Hoje é assim: em 10 minutos a gente encontra um parceiro, em 10 a gente se encontra, em 10 a gente trepa e em 10 a gente swipa para outro.

Os babuínos se soltaram dentro de nós.

Cinismos à parte, o que será feito dos relacionamentos em uma selva tão abundante e promíscua?

Pois talvez, talvez, uma coisa será uma coisa, outra coisa será outra coisa. Relacionamento será uma coisa, sexo será outra coisa. Trepar será uma coisa, às vezes em relacionamento, outras sem, e tudo ficará bem.

Enquanto isso não acontece, boom-boom-boom, swipe.

Você é jovem? Depende de quantos amigos tem

Saint Exupéry, em Terra dos Homens, dizia que só existe um luxo verdadeiro, o das relações humanas. Ele devia ter meia dúzia.

Júlio tem 132 amigos. Luxo total. Devidamente ativos no msn, eles estão sempre a um toque de um Olá, Hey, Slt, porque, claro, eles estão espalhados nos quatro cantos. A maioria deles viu a luz nas redes sociais que Júlio freqüenta, tab sobre tab e no celular. Somando o povo todo, os amigos do msn e os amigos das redes, somam 645. Se Júlio fica acordado 14 horas por dia, e considerando q ele se comunica com o povo a cada dois dias por 3 minutos, somando os 1000 torpedos do seu pacote de celular que ele esgota todos os meses, Júlio está, o tempo todo, sem parar, se relacionando. Desconfio que Júlio faz xixi nas calças, por absoluta falta de tempo.

Urge o tempo de redefinirmos a palavra que está mais na moda no mundo: relacionamento. Amigo é coisa para se guardar em intangíveis bits.

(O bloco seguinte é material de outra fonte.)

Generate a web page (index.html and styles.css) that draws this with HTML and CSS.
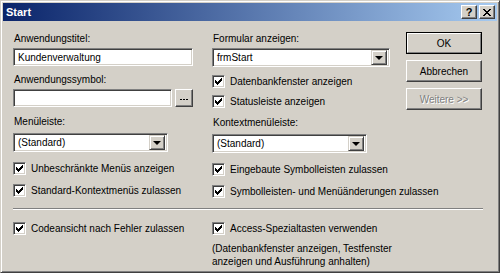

Mas amigos, mesmo esses para os quais não dedicamos mais de 3 minutos a cada dois dias, fazem perguntas, esperam respostas, reações. Então, o jeito é ir ao sabor dos impulsos, transparentes por definição, sem pesar as palavras. A gente vai chutando as coisas, interpretando nossos relacionamentos na superfície das sensações e sem muito medo, inclusive, de mandar mensagens para as pessoas erradas ou tornar público o que poderia ser considerado intimo.

Nesse mundo fragmentado, que consumimos com crises infinitas de soluços, somos homens cebolas também nas relações. É a única proteção, inconsciente, que nos salva. A solidão é uma impossibilidade, a reflexão e a contemplação também.

Para cenaristas mais pessimistas, é o fim da individualidade. Para os mais positivos, é a re-união da espécie.

Júlio não acha nada ruim tudo isso. Não é massacrante ter que lidar com tanta gente. Anormal é perder tempo sem fazer nada. E quando a Internet cai, ele vai dormir: vai fazer o quê?